Dici Budapest e dici Viktor Orbán. Inevitabile. Non si scappa. E attorno a questo personaggio tanto ingombrante quanto ambiguo si apre un mondo solo parzialmente emerso. Sembra un despota ma non lo è. Vuol sembrare un governante illuminato ma non ci riesce. È sempre in bilico tra l'essere una legittima voce contraria al coro e la spina nel fianco dell'Europa. Ma proprio per questo diventa quasi naturalmente un asset. Che per la sua mai nascosta vicinanza a Putin può, alla fine, addirittura essere utile. Ma chiaramente il percorso perché tutto si concluda positivamente, o almeno si possa sperare che accada, è tutto in salita.
Il leader ungherese ha già da tempo iniziato a tessere una tela che lo porterebbe a un'insperata legittimazione internazionale. Il vertice Trump-Putin a casa sua è un'occasione gigante per lui e, chissà, anche per uno spiraglio decisivo per chiudere il conflitto. "Budapest è l'unica sede in Europa adatta per un vertice di pace tra Stati Uniti e Russia", ha detto Orbán aggiungendo che il suo Paese è in grado di offrire un "contesto affidabile, sicuro e politicamente stabile. Non c'era altra scelta. In poche parole: possono contare su di noi!", ha detto prima di telefonare a Putin. Non solo. Il leader ungherese ha lanciato l'ennesima stilettata a quell'Europa che non manca di accusare un giorno sì e l'altro pure. "L'Ungheria è di fatto l'unico Paese che sostiene la pace se si guarda la mappa politica dell'Europa", ha detto. Lui che si è sempre messo di traverso ai 27 per quanto riguardo il sostegno e l'appoggio economico e militare a Kiev. E ora, in qualche modo, passa all'incasso del debito d'onore non scritto con Putin. Mentre il suo ministero degli Esteri è stato costretto a chiarire che l'Ungheria garantirà allo Zar di poter entrare nel Paese senza problemi. "Siamo pronti a creare le condizioni appropriate affinché i presidenti americano e russo possano tenere colloqui in condizioni di sicurezza e pace", si legge in una nota.

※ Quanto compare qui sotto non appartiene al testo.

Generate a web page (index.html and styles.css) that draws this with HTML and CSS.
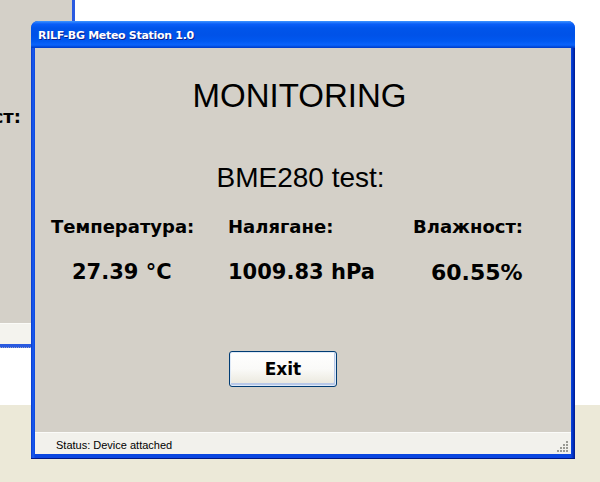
FILE: index.html
```html
<!DOCTYPE html>
<html>
<head>
<meta charset="utf-8">
<link rel="stylesheet" href="styles.css">
</head>
<body>
<div class="desk">
  <div class="desk-white"></div>
  <div class="win-back">
    <div class="back-client">
      <span class="back-label">Влажност:</span>
    </div>
    <div class="back-status"></div>
  </div>
  <div class="win">
    <div class="titlebar"><span class="title">RILF-BG Meteo Station 1.0</span></div>
    <div class="frame">
      <div class="client">
        <div class="heading">MONITORING</div>
        <div class="subheading">BME280 test:</div>
        <div class="readings">
          <div class="label">Температура:</div>
          <div class="label">Налягане:</div>
          <div class="label">Влажност:</div>
          <div class="value v1">27.39 °C</div>
          <div class="value v2">1009.83 hPa</div>
          <div class="value v3">60.55%</div>
        </div>
        <button class="btn">Exit</button>
      </div>
      <div class="statusbar">
        <span class="status-text">Status: Device attached</span>
        <svg class="grip" width="12" height="12" viewBox="0 0 12 12">
          <g fill="#9a9a94">
            <rect x="9" y="1" width="2" height="2"/>
            <rect x="6" y="4" width="2" height="2"/>
            <rect x="9" y="4" width="2" height="2"/>
            <rect x="3" y="7" width="2" height="2"/>
            <rect x="6" y="7" width="2" height="2"/>
            <rect x="9" y="7" width="2" height="2"/>
            <rect x="0" y="10" width="2" height="2"/>
            <rect x="3" y="10" width="2" height="2"/>
            <rect x="6" y="10" width="2" height="2"/>
            <rect x="9" y="10" width="2" height="2"/>
          </g>
        </svg>
      </div>
    </div>
  </div>
</div>
</body>
</html>
```

FILE: styles.css
```css
* { box-sizing: border-box; }
html, body { margin: 0; padding: 0; }
body {
  width: 600px;
  height: 482px;
  overflow: hidden;
  background: #ece9d8;
}
.desk {
  position: relative;
  width: 600px;
  height: 482px;
}
.desk-white {
  height: 405px;
  background: #ffffff;
}

/* background window (partly hidden) */
.win-back {
  position: absolute;
  left: -300px;
  top: -20px;
  width: 375px;
  height: 368px;
  background: #2a5ae0;
  padding: 0 3px 3px 0;
  display: flex;
  flex-direction: column;
  border-bottom: 1px dotted #9aa6c8;
}
.back-client {
  position: relative;
  flex: 1;
  background: #d4d0c8;
}
.back-label {
  position: absolute;
  right: 51px;
  top: 128px;
  font: bold 18px/18px "DejaVu Sans", sans-serif;
  color: #000;
}
.back-status {
  height: 21px;
  background: #f4f3ee;
  border-top: 1px solid #fbfbf8;
}

/* main window */
.win {
  position: absolute;
  left: 31px;
  top: 21px;
  width: 544px;
  height: 438px;
  display: flex;
  flex-direction: column;
  border-radius: 7px 7px 0 0;
  overflow: hidden;
  background: #0a3fd6;
}
.titlebar {
  height: 27px;
  flex: none;
  background: linear-gradient(to bottom,
    #3d95ff 0px, #0a5ef8 3px, #0055ea 7px, #0052e8 14px,
    #0058f0 20px, #0b63fb 24px, #0047d6 26px, #0039c8 27px);
  display: flex;
  align-items: center;
  padding: 2px 0 0 7px;
}
.title {
  font: bold 11px/14px "DejaVu Sans", sans-serif;
  letter-spacing: -0.3px;
  color: #ffffff;
  text-shadow: 1px 1px 0 #0a1e8c;
}
.frame {
  flex: 1;
  display: flex;
  flex-direction: column;
  padding: 0 4px 4px 4px;
  background: linear-gradient(to right, #0838c8 0, #1a5cf0 2px, #0a46e0 4px, #0a46e0 calc(100% - 4px), #0030c0 calc(100% - 2px), #001a8c 100%);
  border-bottom: 1px solid #001784;
}
.client {
  flex: 1;
  background: #d4d0c8;
  display: flex;
  flex-direction: column;
  align-items: flex-start;
  padding-top: 31px;
}
.heading {
  align-self: center;
  margin-left: -7px;
  font: 33px/33px "Liberation Sans", Arial, sans-serif;
  color: #000;
}
.subheading {
  align-self: center;
  margin-left: -5px;
  margin-top: 52px;
  font: 28px/28px "Liberation Sans", Arial, sans-serif;
  color: #000;
}
.readings {
  margin-top: 26px;
  padding-left: 16px;
  display: grid;
  grid-template-columns: 177px 185px auto;
  row-gap: 26px;
  color: #000;
}
.label {
  font: bold 18px/18px "DejaVu Sans", sans-serif;
}
.value {
  font: bold 21px/21px "DejaVu Sans", sans-serif;
}
.v1 { padding-left: 21px; }
.v3 { padding-left: 18px; font-size: 22px; }
.btn {
  margin-top: 68px;
  margin-left: 194px;
  width: 108px;
  height: 36px;
  border: 1px solid #003c74;
  border-radius: 3px;
  background: linear-gradient(to bottom, #ffffff 0%, #fafaf8 50%, #eceae0 90%, #d8d6cc 100%);
  box-shadow: inset 0 0 0 1px #dfeaf8, inset -1px -2px 0 1px #b8c8e8;
  font: bold 17px/17px "DejaVu Sans", sans-serif;
  color: #000;
  padding: 0;
}
.statusbar {
  height: 22px;
  flex: none;
  background: #f2f1ec;
  border-top: 1px solid #fbfbf9;
  display: flex;
  align-items: center;
  justify-content: space-between;
  padding: 3px 2px 0 21px;
}
.status-text {
  font: 11px/13px "Liberation Sans", Arial, sans-serif;
  color: #000;
}
.grip {
  align-self: flex-end;
  margin-bottom: 2px;
}
```
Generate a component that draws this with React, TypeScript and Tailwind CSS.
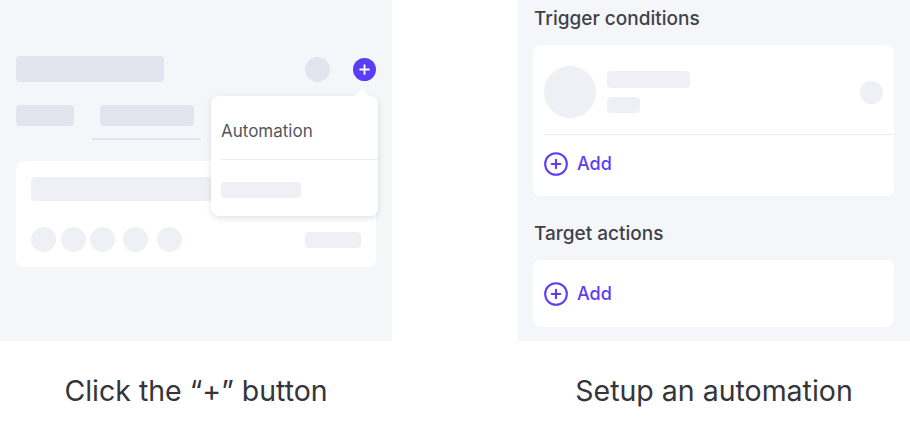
import React from 'react';
import { CirclePlus, Plus } from 'lucide-react';

const font = { fontFamily: 'Inter, "Noto Sans", sans-serif' };

function LeftPanel() {
  return (
    <div className="relative h-[341px] bg-[#f5f6fa] px-4 pt-[55px]">
      {/* header row */}
      <div className="flex h-[28px] items-center">
        <div className="h-[26px] w-[148px] rounded-[4px] bg-[#e3e5ee]" />
        <div className="ml-auto h-[25px] w-[25px] rounded-full bg-[#e3e5ee]" />
        <div className="ml-[23px] flex h-[23px] w-[23px] items-center justify-center rounded-full bg-[#5b3df5]">
          <Plus className="h-[15px] w-[15px] text-white" strokeWidth={3} />
        </div>
      </div>

      {/* tabs */}
      <div className="mt-[22px] flex items-start">
        <div className="h-[21px] w-[58px] rounded-[4px] bg-[#e3e5ee]" />
        <div className="ml-[18px] flex w-[109px] flex-col items-center">
          <div className="h-[21px] w-[94px] rounded-[4px] bg-[#e3e5ee]" />
          <div className="mt-3 h-[2px] w-full bg-[#e3e5ee]" />
        </div>
      </div>

      {/* card */}
      <div className="mt-[21px] h-[106px] w-[360px] rounded-lg bg-white px-[15px] pt-4">
        <div className="h-[24px] w-[260px] rounded-[4px] bg-[#eff0f5]" />
        <div className="mt-[26px] flex items-center">
          <div className="h-[25px] w-[25px] rounded-full bg-[#eff0f5]" />
          <div className="ml-[5px] h-[25px] w-[25px] rounded-full bg-[#eff0f5]" />
          <div className="ml-[4px] h-[25px] w-[25px] rounded-full bg-[#eff0f5]" />
          <div className="ml-[8px] h-[25px] w-[25px] rounded-full bg-[#eff0f5]" />
          <div className="ml-[9px] h-[25px] w-[25px] rounded-full bg-[#eff0f5]" />
          <div className="ml-auto h-[16px] w-[56px] rounded-[4px] bg-[#eff0f5]" />
        </div>
      </div>

      {/* popup menu */}
      <div className="absolute left-[211px] top-[96px] w-[167px] rounded-lg bg-white shadow-[0_2px_6px_rgba(0,0,0,0.12)]">
        <div className="absolute -top-[5px] right-[11px] h-[10px] w-[10px] rotate-45 rounded-[1px] bg-white" />
        <div className="relative pl-[10px]">
          <div className="flex h-[63px] items-center pt-[8px] text-[17px] text-[#53575e]" style={font}>
            Automation
          </div>
          <div className="h-px bg-[#ebecf0]" />
          <div className="pb-[18px] pt-[22px]">
            <div className="h-[16px] w-[80px] rounded-[4px] bg-[#eff0f5]" />
          </div>
        </div>
      </div>
    </div>
  );
}

function AddRow() {
  return (
    <div className="flex items-center gap-[8px] text-[18px] font-medium text-[#5b3df5]" style={font}>
      <CirclePlus className="h-[26px] w-[26px] -ml-[1px]" strokeWidth={1.9} />
      <span>Add</span>
    </div>
  );
}

function RightPanel() {
  return (
    <div className="h-[341px] bg-[#f5f6fa] pl-[15px] pr-4" style={font}>
      <div className="pl-[1px] pt-[5px] text-[19px] font-medium leading-[28px] text-[#3e4248]">Trigger conditions</div>
      <div className="mt-[12px] h-[151px] rounded-lg bg-white pl-[11px]">
        <div className="flex items-center pr-[11px] pt-[21px]">
          <div className="h-[52px] w-[52px] rounded-full bg-[#eff0f5]" />
          <div className="ml-[11px] flex flex-col gap-[9px]">
            <div className="h-[17px] w-[83px] rounded-[4px] bg-[#eff0f5]" />
            <div className="h-[16px] w-[33px] rounded-[4px] bg-[#eff0f5]" />
          </div>
          <div className="ml-auto h-[23px] w-[23px] rounded-full bg-[#eff0f5]" />
        </div>
        <div className="mt-[16px] h-px bg-[#ebecf2]" />
        <div className="pt-[15px]">
          <AddRow />
        </div>
      </div>
      <div className="mt-[24px] pl-[1px] text-[19px] font-medium leading-[28px] text-[#3e4248]">Target actions</div>
      <div className="mt-[12px] flex h-[67px] items-center rounded-lg bg-white pl-[11px]">
        <AddRow />
      </div>
    </div>
  );
}

export default function App() {
  return (
    <div className="h-[443px] w-[910px] bg-white" style={font}>
      <div className="flex justify-between">
        <div className="w-[392px]">
          <LeftPanel />
          <div className="flex h-[102px] items-center justify-center pb-[2px] text-[28.5px] text-[#34353b]">
            Click the “+” button
          </div>
        </div>
        <div className="w-[392px]">
          <RightPanel />
          <div className="flex h-[102px] items-center justify-center pb-[2px] text-[28.5px] text-[#34353b]">
            Setup an automation
          </div>
        </div>
      </div>
    </div>
  );
}
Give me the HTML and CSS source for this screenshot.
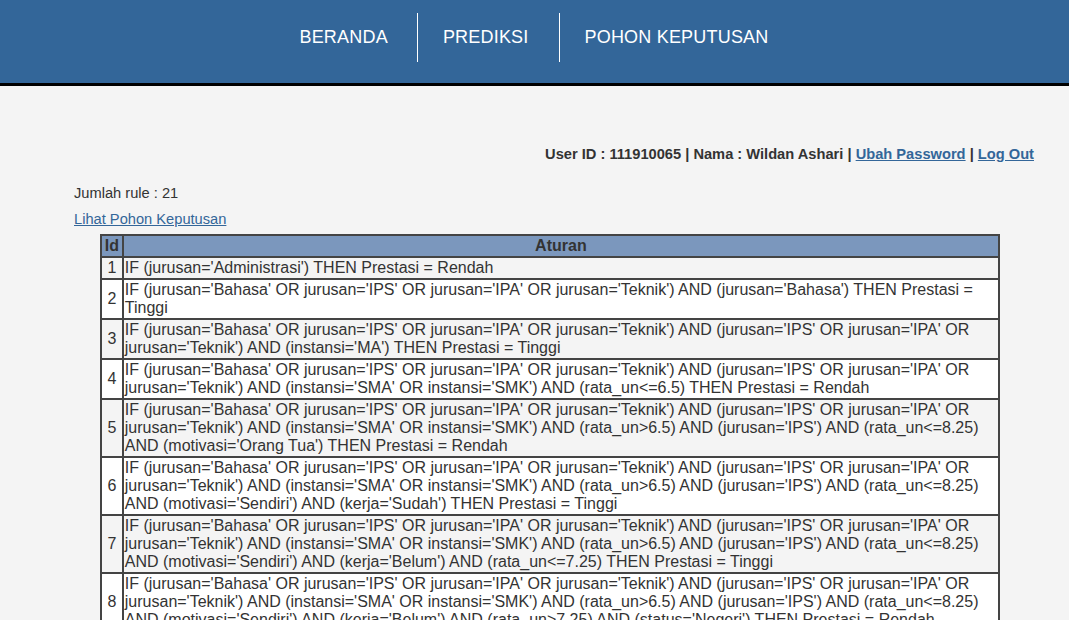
FILE: index.html
```html
<!DOCTYPE html>
<html>
<head>
<meta charset="utf-8">
<title>Pohon Keputusan</title>
<link rel="stylesheet" href="styles.css">
</head>
<body>
<header class="topbar">
  <nav class="nav">
    <a class="nav-item" href="#">BERANDA</a>
    <a class="nav-item" href="#">PREDIKSI</a>
    <a class="nav-item" href="#">POHON KEPUTUSAN</a>
  </nav>
</header>
<main class="content">
  <div class="userinfo">User ID : 111910065 | Nama : Wildan Ashari | <a href="#">Ubah Password</a> | <a href="#">Log Out</a></div>
  <p class="count">Jumlah rule : 21</p>
  <p class="treelink"><a href="#">Lihat Pohon Keputusan</a></p>
  <table class="rules">
    <thead>
      <tr><th class="id">Id</th><th>Aturan</th></tr>
    </thead>
    <tbody>
      <tr><td class="id">1</td><td>IF (jurusan='Administrasi') THEN Prestasi = Rendah</td></tr>
      <tr><td class="id">2</td><td>IF (jurusan='Bahasa' OR jurusan='IPS' OR jurusan='IPA' OR jurusan='Teknik') AND (jurusan='Bahasa') THEN Prestasi = Tinggi</td></tr>
      <tr><td class="id">3</td><td>IF (jurusan='Bahasa' OR jurusan='IPS' OR jurusan='IPA' OR jurusan='Teknik') AND (jurusan='IPS' OR jurusan='IPA' OR jurusan='Teknik') AND (instansi='MA') THEN Prestasi = Tinggi</td></tr>
      <tr><td class="id">4</td><td>IF (jurusan='Bahasa' OR jurusan='IPS' OR jurusan='IPA' OR jurusan='Teknik') AND (jurusan='IPS' OR jurusan='IPA' OR jurusan='Teknik') AND (instansi='SMA' OR instansi='SMK') AND (rata_un&lt;=6.5) THEN Prestasi = Rendah</td></tr>
      <tr><td class="id">5</td><td>IF (jurusan='Bahasa' OR jurusan='IPS' OR jurusan='IPA' OR jurusan='Teknik') AND (jurusan='IPS' OR jurusan='IPA' OR jurusan='Teknik') AND (instansi='SMA' OR instansi='SMK') AND (rata_un&gt;6.5) AND (jurusan='IPS') AND (rata_un&lt;=8.25) AND (motivasi='Orang Tua') THEN Prestasi = Rendah</td></tr>
      <tr><td class="id">6</td><td>IF (jurusan='Bahasa' OR jurusan='IPS' OR jurusan='IPA' OR jurusan='Teknik') AND (jurusan='IPS' OR jurusan='IPA' OR jurusan='Teknik') AND (instansi='SMA' OR instansi='SMK') AND (rata_un&gt;6.5) AND (jurusan='IPS') AND (rata_un&lt;=8.25) AND (motivasi='Sendiri') AND (kerja='Sudah') THEN Prestasi = Tinggi</td></tr>
      <tr><td class="id">7</td><td>IF (jurusan='Bahasa' OR jurusan='IPS' OR jurusan='IPA' OR jurusan='Teknik') AND (jurusan='IPS' OR jurusan='IPA' OR jurusan='Teknik') AND (instansi='SMA' OR instansi='SMK') AND (rata_un&gt;6.5) AND (jurusan='IPS') AND (rata_un&lt;=8.25) AND (motivasi='Sendiri') AND (kerja='Belum') AND (rata_un&lt;=7.25) THEN Prestasi = Tinggi</td></tr>
      <tr><td class="id">8</td><td>IF (jurusan='Bahasa' OR jurusan='IPS' OR jurusan='IPA' OR jurusan='Teknik') AND (jurusan='IPS' OR jurusan='IPA' OR jurusan='Teknik') AND (instansi='SMA' OR instansi='SMK') AND (rata_un&gt;6.5) AND (jurusan='IPS') AND (rata_un&lt;=8.25) AND (motivasi='Sendiri') AND (kerja='Belum') AND (rata_un&gt;7.25) AND (status='Negeri') THEN Prestasi = Rendah</td></tr>
      <tr><td class="id">9</td><td>IF (jurusan='Bahasa' OR jurusan='IPS' OR jurusan='IPA' OR jurusan='Teknik') AND (jurusan='IPS' OR jurusan='IPA' OR jurusan='Teknik') AND (instansi='SMA' OR instansi='SMK') AND (rata_un&gt;6.5) AND (jurusan='IPS') AND (rata_un&lt;=8.25) AND (motivasi='Sendiri') AND (kerja='Belum') AND (rata_un&gt;7.25) AND (status='Swasta') THEN Prestasi = Tinggi</td></tr>
      <tr><td class="id">10</td><td>IF (jurusan='Bahasa' OR jurusan='IPS' OR jurusan='IPA' OR jurusan='Teknik') AND (jurusan='IPS' OR jurusan='IPA' OR jurusan='Teknik') AND (instansi='SMA' OR instansi='SMK') AND (rata_un&gt;6.5) AND (jurusan='IPS') AND (rata_un&gt;8.25) THEN Prestasi = Tinggi</td></tr>
    </tbody>
  </table>
</main>
</body>
</html>
```

FILE: styles.css
```css
html, body {
  margin: 0;
  padding: 0;
}
body {
  background: #f4f4f4;
  font-family: "Liberation Sans", Arial, sans-serif;
  color: #333333;
}
.topbar {
  background: #336699;
  border-bottom: 3px solid #000000;
  display: flex;
  justify-content: center;
  align-items: flex-start;
  padding-top: 13px;
  padding-left: 2px;
  box-sizing: border-box;
  height: 86px;
}
.nav {
  display: flex;
  align-items: stretch;
  height: 49px;
}
.nav-item {
  display: flex;
  align-items: center;
  padding: 0 28px;
  color: #ffffff;
  text-decoration: none;
  font-size: 18px;
  letter-spacing: 0.2px;
}
.nav-item:first-child {
  padding-left: 27px;
  padding-right: 29px;
}
.nav-item + .nav-item {
  border-left: 1px solid #ffffff;
  padding-left: 25px;
  padding-right: 30px;
}
.content {
  padding: 60px 35px 0 74px;
}
.userinfo {
  text-align: right;
  font-size: 11pt;
  font-weight: bold;
  line-height: 17px;
}
a {
  color: #336699;
}
.count {
  margin: 22px 0 0;
  font-size: 11pt;
  line-height: 17px;
}
.treelink {
  margin: 9px 0 0;
  font-size: 11pt;
  line-height: 17px;
}
.rules {
  margin: 6px 0 0 26px;
  width: 900px;
  border: 1px solid #444444;
  border-spacing: 0;
  font-size: 16px;
}
.rules th,
.rules td {
  border: 1px solid #444444;
  padding: 1px;
  text-align: left;
  vertical-align: middle;
}
.rules th {
  background: #7b97bd;
  color: #333333;
  font-weight: bold;
  text-align: center;
}
.rules td.id {
  text-align: center;
  width: 16px;
}
.rules tbody tr:nth-child(odd) {
  background: #f4f4f4;
}
.rules tbody tr:nth-child(even) {
  background: #ffffff;
}
```
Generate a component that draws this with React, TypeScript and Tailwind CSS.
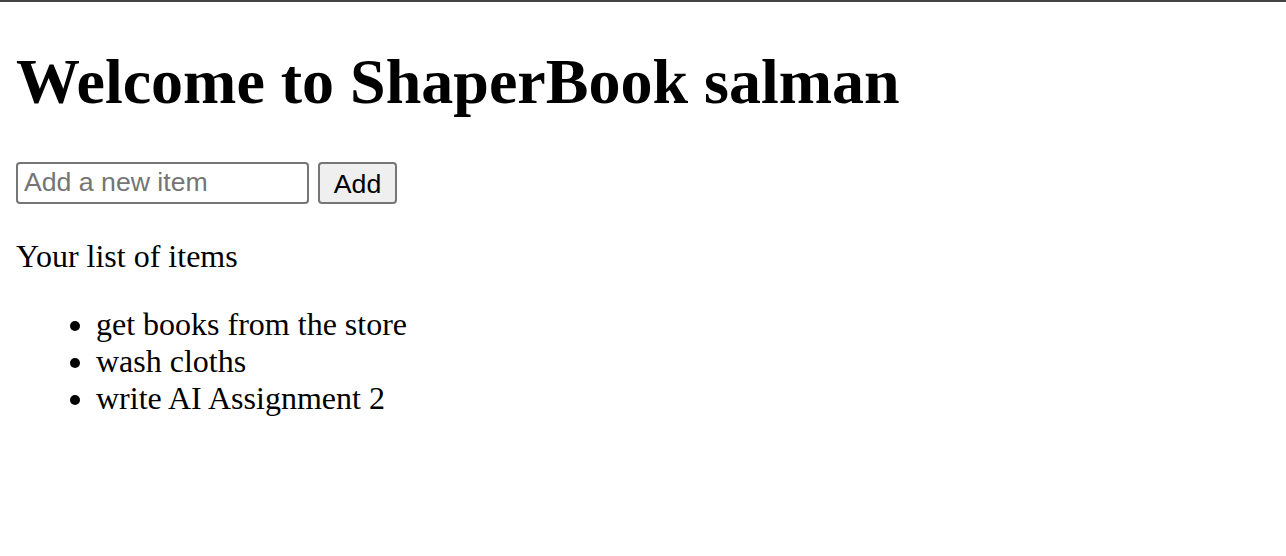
import { useState } from "react";

const serif = "font-['Liberation_Serif','Times_New_Roman',serif]";
const sans = "font-['Liberation_Sans',Arial,sans-serif]";

export default function App() {
  const [items] = useState([
    "get books from the store",
    "wash cloths",
    "write AI Assignment 2",
  ]);

  return (
    <div className={`min-h-[556px] bg-white text-black ${serif}`}>
      <div className="h-[2px] bg-[#444444]" />
      <div className="px-[16px]">
        <h1 className="pt-[43px] pb-[41px] text-[64px] font-bold leading-[73.5px]">
          Welcome to ShaperBook salman
        </h1>

        <form className="flex items-center gap-[9px] py-[2px]" onSubmit={(e) => e.preventDefault()}>
          <input
            type="text"
            placeholder="Add a new item"
            className={`h-[42px] w-[293px] rounded-[4px] border-2 border-[#767676] px-[6px] text-[26.67px] text-black placeholder:text-[#757575] outline-none ${sans}`}
          />
          <button
            type="submit"
            className={`h-[42px] w-[79px] rounded-[4px] border-2 border-[#767676] bg-[#efefef] text-[26.67px] text-black ${sans}`}
          >
            Add
          </button>
        </form>

        <p className="mt-[32px] text-[32px] leading-[36.8px]">Your list of items</p>

        <ul className="mt-[32px] list-disc pl-[80px] text-[32px] leading-[36.8px]">
          {items.map((item) => (
            <li key={item}>{item}</li>
          ))}
        </ul>
      </div>
    </div>
  );
}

Già perché il primo ostacolo non è propriamente il più basso. In base alla sentenza della Corte Penale internazionale per cui Vladimir Putin è stato ritenuto colpevole di crimini di guerra, non appena lo Zar mettesse piede su suolo europeo dovrebbe scattare immediatamente l'arresto. "È un obbligo giuridico e una responsabilità", spiega la Cpi. "L'Ue sostiene la Corte penale internazionale e i principi sanciti dallo Statuto di Roma. Rispettiamo l'indipendenza e l'imparzialità della Corte. Siamo fermamente impegnati a favore della giustizia penale internazionale e della lotta contro l'impunità", aggiunge un portavoce di Bruxelles. Inoltre, per volare da Mosca a Budapest, il presidente russo dovrebbe sorvolare diversi Paesi europei, fatto impossibile sulla base della stessa sentenza a meno di una deroga ufficiale. Il governo ungherese ha già fatto sapere che breve uscirà dalla Cpi anche per evitare ogni problema ma il tema del sorvolo dello spazio aereo europeo rimane interamente in piedi. Servirà dunque una sorta di salvacondotto per Putin, finalizzato allo svolgimento di un summit che non è solo un semplice faccia a faccia. Tanto da costringere diversi Paesi a storcere sì il naso ma anche a dire che "ogni sforzo per una pace giusta è ben accetto". Come dire: basta che funzioni.
Ad appoggiare l'iniziativa ungherese senza e senza ma sono ovviamente la Slovacchia di Fico e la Serbia di Vucic, anche loro quanto di più vicino a Putin si possa trovare nel Vecchio Continente. E, ovviamente, trova l'apprezzamento convinto di Mosca. "L'Ungheria, Paese membro della Nato e dell'Ue, mantiene una posizione speciale riguardo alla propria sovranità, dal punto di vista della difesa dei propri interessi nazionali. Questo indubbiamente ispira il rispetto di entrambi i leader", ha detto il portavoce del Cremlino Dmitri Peskov.
La logistica del viaggio del presidente russo in Ungheria però rimane un punto interrogativo. "La situazione non è chiara", ha ammesso Peskov. Situazione non chiara. Per una volta, dal Cremlino, parole di verità indiscutibili.